What is Punk ? - Martin Bisi -- with quotes by Lydia Lunch and Legs McNeil

So who am I ?
Let's go where the bio doesn't take us. 1977 - I'm in high school. I ride the subway at night instead of giving 100% to my homework. uhh.. 'Why ?' you ask. Graffiti. Yes that was my empowering activity as a young man. I was contributing to the prodigious chaos that decorated the subway walls and doors of the day. Tellingly, we called this 'bombing' the trains This visual assault of color and seemingly meaningless words, was for the average subway rider, a perfect metaphor for the unhinging of society in the late 70's - the urban blight era that will surely have a mythic place in American history, similar to the Wild West. Well, where does Punk come in ?
It does, it was being born concurrently. Well, truthfully, to use the child-bearing metaphor, it had already been conceived invisibly somewhere, and had developed anonymously, and had now been thrust into the larger world, with a name and identity. Punk Rock was a living idea, something human beings bear into the world from time to time, and other human beings recognize as being 'of them'. That's what happened to me, and that idea was first articulated to me through the Sex Pistols. Punk appeared to be a musical extension of what i was seeking through graffiti. There were shared ethics of simple and neutral concepts - my tag was the utterly meaningless Tag-e - of self projection for it's own sake - you just want to 'get up' and that's all- and a common reveling in the human chaos of society. Graffiti collectively was a jumble, a mess, so as this was the year of Saturday Night Fever, of slick sharp clothing and dance moves, something downtown called me - loudly. Soon, I'd meet 2 or 3 punks, and found that Punk was a vague ideal, already morphing, but threaded through everything that was downtown and underground.
  When Downtown, I quickly realized I had to shut up about the the Sex Pistols. I also had to shut up about Punk. It wasn't till 5 years or so later -when it was timely to say 'post-punk'- that people from the Downtown scene I knew, would acknowlage the connection. But in the meantime, there was a scramble downtown to identify oneself with Punk-like movements. People who would later develop indie rock, made No Wave. Avant Gardists like John Zorn adulated Hardcore. I knew two places I could count on finding punks, Max's Kansas City, and hanging out upstairs at Mudd Club. They seemed to have their dedicated niches.
 So I'll tell you what I thought punks in '77, were like. I ran two of my dicier assertions past bona fide punks Legs McNeil, and Lydia Lunch and I'll also tell you what they said: 
*Punk was working class - there wasn't a high value placed on sophisticated, nuanced lyricism. *Punk was apolitical - since Punk saw itself as re-claiming youth culture and rock'n'roll from the 60's and the 'age of aquarius', punk wasn't wasn't very bleeding heart.
Legs McNeil, founder of Punk Magazine and coiner of the term 'Punk" - also author of Please Kill Me responds: "For the most part, punk in NYC was tired of the Viet Nam war and leftist politics that stifled creativity in the early 1970's, but that doesn't mean we were apolitical.
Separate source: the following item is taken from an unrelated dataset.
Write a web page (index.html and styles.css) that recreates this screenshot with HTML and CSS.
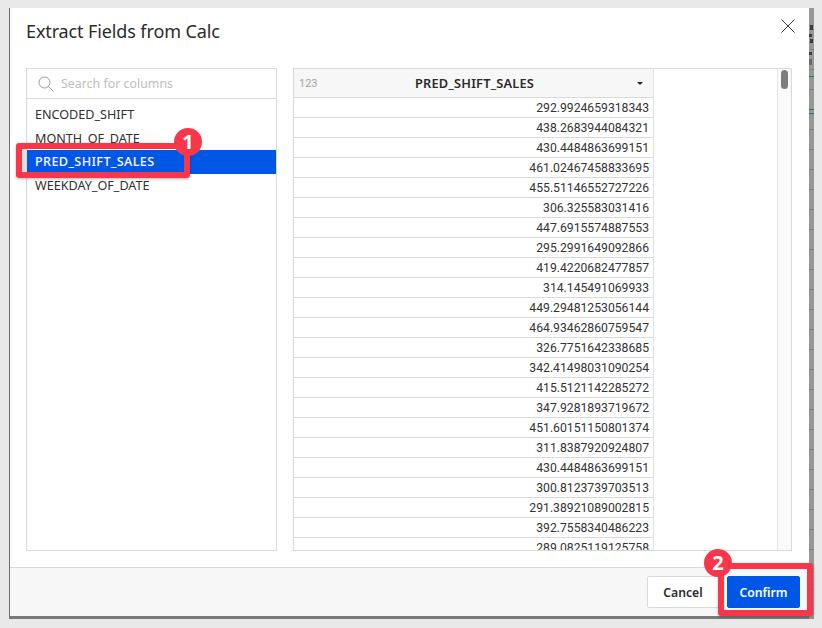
FILE: index.html
```html
<!DOCTYPE html>
<html lang="en">
<head>
<meta charset="utf-8">
<title>Extract Fields from Calc</title>
<link rel="stylesheet" href="styles.css">
</head>
<body>
<div class="dialog">
  <header class="head">
    <h1 class="title">Extract Fields from Calc</h1>
    <svg class="close" viewBox="0 0 14 14" width="14" height="14"><path d="M.5.5l13 13M13.500.5l-13 13" fill="none" stroke="#333" stroke-width="1"/></svg>
  </header>
  <main class="body">
    <section class="picker">
      <div class="search">
        <svg class="mag" viewBox="0 0 16 16" width="16" height="16"><circle cx="6.500" cy="6.500" r="5.500" fill="none" stroke="#999" stroke-width="1"/><path d="M10.500 10.500l5 5" stroke="#999" stroke-width="1"/></svg>
        <span class="placeholder">Search for columns</span>
      </div>
      <ul class="cols">
        <li>ENCODED_SHIFT</li>
        <li>MONTH_OF_DATE</li>
        <li class="sel">PRED_SHIFT_SALES</li>
        <li>WEEKDAY_OF_DATE</li>
      </ul>
    </section>
    <section class="table">
      <div class="tcol">
        <div class="thead"><span class="ttype">123</span><span class="tname">PRED_SHIFT_SALES</span><span class="caret"></span></div>
        <div class="cell">292.9924659318343</div>
        <div class="cell">438.2683944084321</div>
        <div class="cell">430.4484863699151</div>
        <div class="cell">461.02467458833695</div>
        <div class="cell">455.51146552727226</div>
        <div class="cell">306.325583031416</div>
        <div class="cell">447.6915574887553</div>
        <div class="cell">295.2991649092866</div>
        <div class="cell">419.4220682477857</div>
        <div class="cell">314.145491069933</div>
        <div class="cell">449.29481253056144</div>
        <div class="cell">464.93462860759547</div>
        <div class="cell">326.7751642338685</div>
        <div class="cell">342.41498031090254</div>
        <div class="cell">415.5121142285272</div>
        <div class="cell">347.9281893719672</div>
        <div class="cell">451.60151150801374</div>
        <div class="cell">311.8387920924807</div>
        <div class="cell">430.4484863699151</div>
        <div class="cell">300.8123739703513</div>
        <div class="cell">291.38921089002815</div>
        <div class="cell">392.7558340486223</div>
        <div class="cell">289.0825119125758</div>
      </div>
      <div class="track"><div class="thumb"></div></div>
    </section>
  </main>
  <footer class="foot">
    <button class="btn cancel">Cancel</button>
    <button class="btn confirm">Confirm</button>
  </footer>
</div>
<div class="band">
  <i class="mark m1"></i><i class="mark m2"></i><i class="mark m3"></i><i class="mark m4"></i><i class="mark m5"></i>
  <i class="teal t1"></i><i class="teal t2"></i><i class="teal t3"></i>
</div>
<div class="hl hl1"></div>
<div class="badge b1">1</div>
<div class="hl hl2"></div>
<div class="badge b2">2</div>
</body>
</html>
```
FILE: styles.css
```css
* { box-sizing: border-box; }
html, body { margin: 0; height: 100%; }
body {
  width: 822px; height: 628px; overflow: hidden; position: relative;
  background: #e9e9e9;
  font-family: "Noto Sans", "Open Sans", sans-serif;
  padding: 8px 8px 9px 9px;
  display: flex;
  align-items: stretch;
}
.dialog {
  width: 800px; height: 611px; flex: none;
  background: #fff;
  display: flex; flex-direction: column;
  border-left: 1px solid #6f6f6f;
  border-bottom: 3px solid #7a7a7a;
}
.band {
  width: 5px; height: 611px; flex: none; position: relative;
  background: #979797 repeating-linear-gradient(to bottom, transparent 0, transparent 19px, #7f7f7f 19px, #7f7f7f 20px);
  background-position: 0 2px;
}
.mark { position: absolute; left: 1px; background: #3c3c3c; width: 3px; }
.m1 { top: 17px; height: 5px; }
.m2 { top: 26px; height: 3px; left: 0; }
.m3 { top: 31px; height: 4px; }
.m4 { top: 44px; height: 3px; left: 0; }
.m5 { top: 51px; height: 6px; left: 0; background: #6a6a6a; }
.teal { position: absolute; left: 0; width: 5px; height: 1px; background: #2b6a86; }
.t1 { top: 68px; }
.t2 { top: 101px; }
.t3 { top: 105px; }
.head { height: 60px; flex: none; position: relative; padding: 12px 0 0 16px; }
.title { margin: 0; font-size: 18px; font-weight: 400; color: #2a2a2a; line-height: 22px; letter-spacing: -.12px; }
.close { position: absolute; right: 14px; top: 11px; }
.body { flex: 1; display: flex; padding: 0 17px 16px 16px; gap: 16px; min-height: 0; }
.picker { width: 251px; border: 1px solid #d9d9d9; flex: none; }
.search { height: 30px; border-bottom: 1px solid #d9d9d9; display: flex; align-items: center; padding-left: 11px; gap: 7px; }
.placeholder { font-size: 12.400px; color: #bdbdbd; }
.cols { list-style: none; margin: 0; padding: 4px 0 0; }
.cols li { height: 23.700px; line-height: 23px; padding-left: 8px; font-size: 12.600px; color: #2f2f2f; }
.cols li.sel { background: #0057e6; color: #fff; font-weight: 500; letter-spacing: .4px; }
.table { flex: 1; border: 1px solid #d9d9d9; display: flex; overflow: hidden; min-width: 0; }
.tcol { width: 360px; flex: none; border-right: 1px solid #e2e2e2; }
.thead { height: 29px; background: #f7f7f7; border-bottom: 1px solid #d9d9d9; display: flex; align-items: center; position: relative; padding: 0 10px 0 5px; font-size: 12.800px; }
.ttype { font-family: Roboto, sans-serif; font-size: 11px; color: #a3a3a3; }
.tname { position: absolute; left: 121px; font-weight: 600; color: #2a2a2a; letter-spacing: .2px; }
.caret { margin-left: auto; border: 3.500px solid transparent; border-top: 3.500px solid #222; border-bottom: 0; }
.cell { height: 20px; border-bottom: 1px solid #d9d9d9; text-align: right; padding-right: 4px; font-family: Roboto, sans-serif; font-size: 12.200px; line-height: 20px; color: #333; }
.track { margin-left: auto; width: 14px; border-left: 1px solid #e6e6e6; background: #fafafa; flex: none; padding: 1px 0 0 3px; }
.thumb { width: 7px; height: 19px; border-radius: 3.500px; background: #7e7e7e; }
.foot { height: 49px; flex: none; background: #f7f7f7; border-top: 1px solid #d9d9d9; display: flex; justify-content: flex-end; align-items: flex-start; gap: 8px; padding: 8px 9px 0 0; }
.btn { height: 32px; border-radius: 2px; font-family: inherit; font-size: 12.200px; font-weight: 600; padding: 0; }
.cancel { width: 72px; background: #fff; border: 1px solid #d9d9d9; color: #2a2a2a; }
.confirm { width: 73px; background: #0057e6; border: 1px solid #0057e6; color: #fff; }
.hl { position: absolute; border: 6px solid #f9374b; border-radius: 3px; box-shadow: 0 1px 3px rgba(0,0,0,.3); }
.hl1 { left: 16px; top: 143px; width: 174px; height: 35px; }
.hl1::before { content: ""; position: absolute; left: 0; top: 0; width: 5px; height: 23px; background: #e0e0e0; }
.hl2 { left: 718px; top: 563px; width: 95px; height: 53px; }
.badge { position: absolute; width: 28px; height: 28px; border-radius: 50%; background: #f9374b; color: #fff; font-family: "Open Sans", sans-serif; font-weight: 700; font-size: 20px; line-height: 28px; text-align: center; }
.b1 { left: 174px; top: 128px; }
.b2 { left: 704px; top: 549px; }
```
And whoever wanted to be political was allowed to be. I mean, you didn't have to ask permission, that's what it was all about."
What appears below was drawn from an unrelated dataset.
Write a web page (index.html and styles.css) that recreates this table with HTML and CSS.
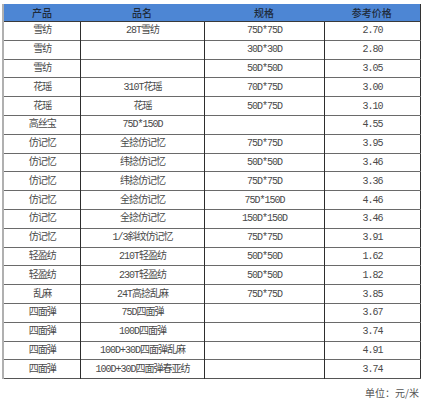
FILE: index.html
```html
<!DOCTYPE html>
<html lang="zh">
<head>
<meta charset="utf-8">
<link rel="stylesheet" href="styles.css">
</head>
<body>
<div class="wrap">
<table class="price">
<colgroup><col class="c1"><col class="c2"><col class="c3"><col class="c4"></colgroup>
<thead>
<tr><th>产品</th><th>品名</th><th>规格</th><th>参考价格</th></tr>
</thead>
<tbody>
<tr><td>雪纺</td><td>28T雪纺</td><td>75D*75D</td><td>2.70</td></tr>
<tr><td>雪纺</td><td></td><td>30D*30D</td><td>2.80</td></tr>
<tr><td>雪纺</td><td></td><td>50D*50D</td><td>3.05</td></tr>
<tr><td>花瑶</td><td>310T花瑶</td><td>70D*75D</td><td>3.00</td></tr>
<tr><td>花瑶</td><td>花瑶</td><td>50D*75D</td><td>3.10</td></tr>
<tr><td>高丝宝</td><td>75D*150D</td><td></td><td>4.55</td></tr>
<tr><td>仿记忆</td><td>全捻仿记忆</td><td>75D*75D</td><td>3.95</td></tr>
<tr><td>仿记忆</td><td>纬捻仿记忆</td><td>50D*50D</td><td>3.46</td></tr>
<tr><td>仿记忆</td><td>纬捻仿记忆</td><td>75D*75D</td><td>3.36</td></tr>
<tr><td>仿记忆</td><td>全捻仿记忆</td><td>75D*150D</td><td>4.46</td></tr>
<tr><td>仿记忆</td><td>全捻仿记忆</td><td>150D*150D</td><td>3.46</td></tr>
<tr><td>仿记忆</td><td>1/3斜纹仿记忆</td><td>75D*75D</td><td>3.91</td></tr>
<tr><td>轻盈纺</td><td>210T轻盈纺</td><td>50D*50D</td><td>1.62</td></tr>
<tr><td>轻盈纺</td><td>230T轻盈纺</td><td>50D*50D</td><td>1.82</td></tr>
<tr><td>乱麻</td><td>24T高捻乱麻</td><td>75D*75D</td><td>3.85</td></tr>
<tr><td>四面弹</td><td>75D四面弹</td><td></td><td>3.67</td></tr>
<tr><td>四面弹</td><td>100D四面弹</td><td></td><td>3.74</td></tr>
<tr><td>四面弹</td><td>100D+30D四面弹乱麻</td><td></td><td>4.91</td></tr>
<tr><td>四面弹</td><td>100D+30D四面弹春亚纺</td><td></td><td>3.74</td></tr>
</tbody>
</table>
<div class="unit">单位：元/米</div>
</div>
</body>
</html>
```
FILE: styles.css
```css
html, body {
  margin: 0;
  padding: 0;
  background: #ffffff;
}
.wrap {
  padding: 4px 7px 0 2px;
}
.price {
  width: 417px;
  border-collapse: collapse;
  table-layout: fixed;
  font-family: "Liberation Mono", "Noto Sans CJK SC", monospace;
  font-size: 10px;
  letter-spacing: -1px;
  color: #4a4a4a;
  border-left: 2px solid #b0b0b0;
  border-right: 1px solid #333;
  border-bottom: 1px solid #555;
}
.c1 { width: 77px; }
.c2 { width: 124px; }
.c3 { width: 120px; }
.c4 { width: 96px; }
.price th {
  background: #4d86d4;
  color: #1e2a3a;
  font-family: "Noto Sans CJK SC", sans-serif;
  font-weight: 500;
  font-size: 10px;
  letter-spacing: 0;
  height: 17px;
  padding: 0;
  border-bottom: 1px solid #3a3a3a;
  line-height: 17px;
}
.price td {
  height: 17.8px;
  padding: 0 0 0 1px;
  text-align: center;
  line-height: 17px;
  border-top: 1px solid #6a6a6a;
  border-left: 1px solid #2e2e2e;
}
.price td:first-child {
  border-left: none;
}
.price tbody tr:first-child td {
  border-top: none;
}
.unit {
  text-align: right;
  font-family: "Noto Sans CJK SC", sans-serif;
  font-size: 10px;
  color: #555;
  margin-top: 6px;
  padding-right: 0;
}
```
*Punk was masculine -men wore leather jackets reminiscent of 50's gangs. The masculinity affected women in that they were either bomb shell types, or fairly butch  -and of course an edgy, and socially outgoing personality was essential. The nerdy/ cool girl who was more bookish than brash, was celebrated in later post-punk/ indie rock.
Lydia Lunch,  front woman of Teenage Jesus And The Jerks responds: "-or were butch bombshells- when punk first hit, there was a squadron of Faster Pussycat Kill Kill types - tough talking bombshells who had graduated out of the glam scene which was all about style, sex and blurring the boundaries of what was accepted. Hot shit chicks who'd just as soon fuck you as fight you, or preferably both, simultaneously. Sex was still a pretty vicious weapon, especially when wielded as both bait and trap, wrapped in leather and tucked between a pair of thunderous thighs, whose greatest joy was squeezing the life out of an unsuspecting punk monkey." (yes indeedy)
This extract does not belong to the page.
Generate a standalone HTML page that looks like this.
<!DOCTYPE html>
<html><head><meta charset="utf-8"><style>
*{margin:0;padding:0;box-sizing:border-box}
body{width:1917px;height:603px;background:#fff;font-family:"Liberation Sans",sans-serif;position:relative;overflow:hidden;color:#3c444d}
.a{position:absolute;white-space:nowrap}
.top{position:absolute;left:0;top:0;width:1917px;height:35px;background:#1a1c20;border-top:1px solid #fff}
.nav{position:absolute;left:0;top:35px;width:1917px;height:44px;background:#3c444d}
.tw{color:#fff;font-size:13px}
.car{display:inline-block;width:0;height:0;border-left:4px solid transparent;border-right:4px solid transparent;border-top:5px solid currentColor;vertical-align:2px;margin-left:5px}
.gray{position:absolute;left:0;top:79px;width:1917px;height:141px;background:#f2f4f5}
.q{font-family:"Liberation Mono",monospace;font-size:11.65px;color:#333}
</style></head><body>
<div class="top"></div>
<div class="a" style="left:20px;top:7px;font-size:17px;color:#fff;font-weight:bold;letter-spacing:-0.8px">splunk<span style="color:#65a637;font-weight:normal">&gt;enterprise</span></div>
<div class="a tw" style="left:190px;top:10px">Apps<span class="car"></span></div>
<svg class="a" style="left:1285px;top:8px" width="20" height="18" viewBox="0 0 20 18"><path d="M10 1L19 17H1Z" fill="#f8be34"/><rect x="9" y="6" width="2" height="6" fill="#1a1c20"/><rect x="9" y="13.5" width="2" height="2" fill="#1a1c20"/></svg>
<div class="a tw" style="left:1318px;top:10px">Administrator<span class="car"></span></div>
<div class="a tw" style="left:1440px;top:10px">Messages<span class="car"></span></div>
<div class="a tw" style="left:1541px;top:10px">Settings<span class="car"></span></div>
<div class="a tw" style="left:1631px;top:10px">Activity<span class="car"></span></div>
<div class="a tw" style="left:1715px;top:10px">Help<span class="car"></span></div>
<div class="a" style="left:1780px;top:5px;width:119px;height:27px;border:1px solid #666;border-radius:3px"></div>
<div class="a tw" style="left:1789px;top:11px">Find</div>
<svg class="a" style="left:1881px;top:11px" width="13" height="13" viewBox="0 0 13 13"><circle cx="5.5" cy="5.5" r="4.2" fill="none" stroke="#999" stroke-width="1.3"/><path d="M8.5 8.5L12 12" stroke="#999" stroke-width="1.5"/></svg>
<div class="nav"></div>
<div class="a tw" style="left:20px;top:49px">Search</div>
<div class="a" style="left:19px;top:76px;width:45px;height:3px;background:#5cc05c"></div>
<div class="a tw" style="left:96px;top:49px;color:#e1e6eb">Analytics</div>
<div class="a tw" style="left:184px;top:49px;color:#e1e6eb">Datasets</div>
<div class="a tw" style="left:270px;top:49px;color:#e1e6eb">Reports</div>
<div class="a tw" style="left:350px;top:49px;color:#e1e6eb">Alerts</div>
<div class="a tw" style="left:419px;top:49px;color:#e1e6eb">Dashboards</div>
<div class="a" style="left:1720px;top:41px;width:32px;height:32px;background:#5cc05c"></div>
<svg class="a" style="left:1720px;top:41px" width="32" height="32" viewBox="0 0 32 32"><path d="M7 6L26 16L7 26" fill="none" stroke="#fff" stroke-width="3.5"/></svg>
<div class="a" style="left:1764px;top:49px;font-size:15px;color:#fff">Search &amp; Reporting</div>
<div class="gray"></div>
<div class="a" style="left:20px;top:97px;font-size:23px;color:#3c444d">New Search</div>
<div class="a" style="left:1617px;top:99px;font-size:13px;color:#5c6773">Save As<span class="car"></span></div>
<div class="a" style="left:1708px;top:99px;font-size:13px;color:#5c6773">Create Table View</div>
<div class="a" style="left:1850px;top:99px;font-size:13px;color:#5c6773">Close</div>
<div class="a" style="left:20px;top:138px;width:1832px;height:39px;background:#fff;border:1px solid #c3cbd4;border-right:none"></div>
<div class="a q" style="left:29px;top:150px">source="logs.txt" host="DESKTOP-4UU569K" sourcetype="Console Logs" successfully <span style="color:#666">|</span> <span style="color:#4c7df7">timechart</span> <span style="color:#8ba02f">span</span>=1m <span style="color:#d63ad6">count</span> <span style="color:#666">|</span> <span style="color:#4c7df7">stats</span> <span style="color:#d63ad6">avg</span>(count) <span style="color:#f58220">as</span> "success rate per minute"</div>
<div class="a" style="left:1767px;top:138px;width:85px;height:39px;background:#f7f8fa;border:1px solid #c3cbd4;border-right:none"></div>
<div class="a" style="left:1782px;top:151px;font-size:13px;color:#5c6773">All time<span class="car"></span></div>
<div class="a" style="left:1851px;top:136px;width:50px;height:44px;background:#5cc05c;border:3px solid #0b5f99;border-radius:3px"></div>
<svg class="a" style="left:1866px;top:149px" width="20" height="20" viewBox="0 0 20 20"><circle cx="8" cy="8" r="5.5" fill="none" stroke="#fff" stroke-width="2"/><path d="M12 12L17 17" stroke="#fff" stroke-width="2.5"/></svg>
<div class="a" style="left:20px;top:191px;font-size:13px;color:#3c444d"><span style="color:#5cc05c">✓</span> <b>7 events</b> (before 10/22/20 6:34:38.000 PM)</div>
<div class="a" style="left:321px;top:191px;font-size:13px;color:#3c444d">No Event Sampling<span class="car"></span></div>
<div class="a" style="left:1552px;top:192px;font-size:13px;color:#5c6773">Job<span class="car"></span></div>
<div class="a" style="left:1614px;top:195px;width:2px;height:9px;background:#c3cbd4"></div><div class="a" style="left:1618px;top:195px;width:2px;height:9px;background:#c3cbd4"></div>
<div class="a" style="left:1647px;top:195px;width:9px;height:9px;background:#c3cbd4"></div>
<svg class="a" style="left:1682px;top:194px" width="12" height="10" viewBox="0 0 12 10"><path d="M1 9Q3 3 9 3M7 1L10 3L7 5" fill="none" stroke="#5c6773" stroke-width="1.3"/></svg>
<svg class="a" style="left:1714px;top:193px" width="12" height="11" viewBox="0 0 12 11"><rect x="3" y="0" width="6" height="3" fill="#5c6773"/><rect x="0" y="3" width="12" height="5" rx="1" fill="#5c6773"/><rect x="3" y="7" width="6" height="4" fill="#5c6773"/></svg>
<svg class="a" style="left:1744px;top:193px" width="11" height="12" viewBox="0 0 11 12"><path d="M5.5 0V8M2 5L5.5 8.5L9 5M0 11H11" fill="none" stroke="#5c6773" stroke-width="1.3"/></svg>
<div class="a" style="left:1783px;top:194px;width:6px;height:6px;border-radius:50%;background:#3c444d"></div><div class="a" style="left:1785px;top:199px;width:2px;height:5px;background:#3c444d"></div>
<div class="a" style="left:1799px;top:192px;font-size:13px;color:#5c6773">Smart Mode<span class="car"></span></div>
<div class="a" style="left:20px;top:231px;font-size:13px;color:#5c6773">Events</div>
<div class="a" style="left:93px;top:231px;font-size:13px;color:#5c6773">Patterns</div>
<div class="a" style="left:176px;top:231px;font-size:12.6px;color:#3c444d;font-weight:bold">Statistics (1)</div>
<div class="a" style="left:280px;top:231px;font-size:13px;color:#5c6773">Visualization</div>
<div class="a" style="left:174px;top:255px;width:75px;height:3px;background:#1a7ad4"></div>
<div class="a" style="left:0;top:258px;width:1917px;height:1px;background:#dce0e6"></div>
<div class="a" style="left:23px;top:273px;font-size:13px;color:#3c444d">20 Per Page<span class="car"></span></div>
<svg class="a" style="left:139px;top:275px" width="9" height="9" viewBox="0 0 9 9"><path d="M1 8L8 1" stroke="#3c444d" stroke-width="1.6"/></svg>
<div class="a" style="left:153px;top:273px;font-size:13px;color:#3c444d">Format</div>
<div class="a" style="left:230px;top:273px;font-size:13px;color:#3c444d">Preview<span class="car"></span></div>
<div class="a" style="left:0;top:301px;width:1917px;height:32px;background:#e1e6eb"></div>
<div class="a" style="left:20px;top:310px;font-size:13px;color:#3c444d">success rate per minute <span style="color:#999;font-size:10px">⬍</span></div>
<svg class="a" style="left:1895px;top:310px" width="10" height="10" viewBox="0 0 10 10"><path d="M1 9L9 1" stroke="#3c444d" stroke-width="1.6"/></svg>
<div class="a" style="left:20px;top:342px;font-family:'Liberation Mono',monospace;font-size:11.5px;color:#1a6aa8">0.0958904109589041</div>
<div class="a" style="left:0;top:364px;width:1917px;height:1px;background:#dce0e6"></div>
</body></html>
*Punk bands put on a show -they may have eschewed large drum kits, fog machines and big lighting, but The Ramones still did similar rock posturing on stage to big commercial rock acts. Iggy the proto-punk, acted more like Mick Jagger on stage than Thurston Moore.
*Punks valued the will-to-do, over time perfected know-how.
*Punks felt spontaneity was the best context, therefor the presentation of anything was best left halfhazard and imperfect.
 So music related to the Punk movement, quickly veered away these original tenets. The Clash were punk, but the social consciousness so tiresome to the original punks, was part of their punk energy. The heavy dogmas of kids in the punkish Hardcore scene, were in contradiction to the nihilism of Punk. College educated and ironic indie-rockers like Sonic Youth, still did Ramones and Stooges covers. The grunge/Nirvana era essentially proclaimed itself punk in the film The Year Punk Broke ('91). Metal technicians Metallica, eventually cut their hair and covered Ramones songs. And recently The Dresden Dolls -with their heavy theatrical makeup, and moody tango/ ballad interludes- hyphenated Punk into their self proclaimed genre, punk-cabaret.
 Why is punk such a grand concept, that so many scramble to define it in their own way, and appropriate it ? Hyphenating punk (punk-blank) never goes out of style. Because punk directly reflected the vacancy of American life without truly escaping it.Because it gave the juvenile delinquent status as an intellectual. But were punks the first to do so ? -maybe not. But when Punk got it's name, straight forward, unembellished (in true punk fashion), and a face or two (or 9 or 17) to give it life, it became an archetype for Americans like me.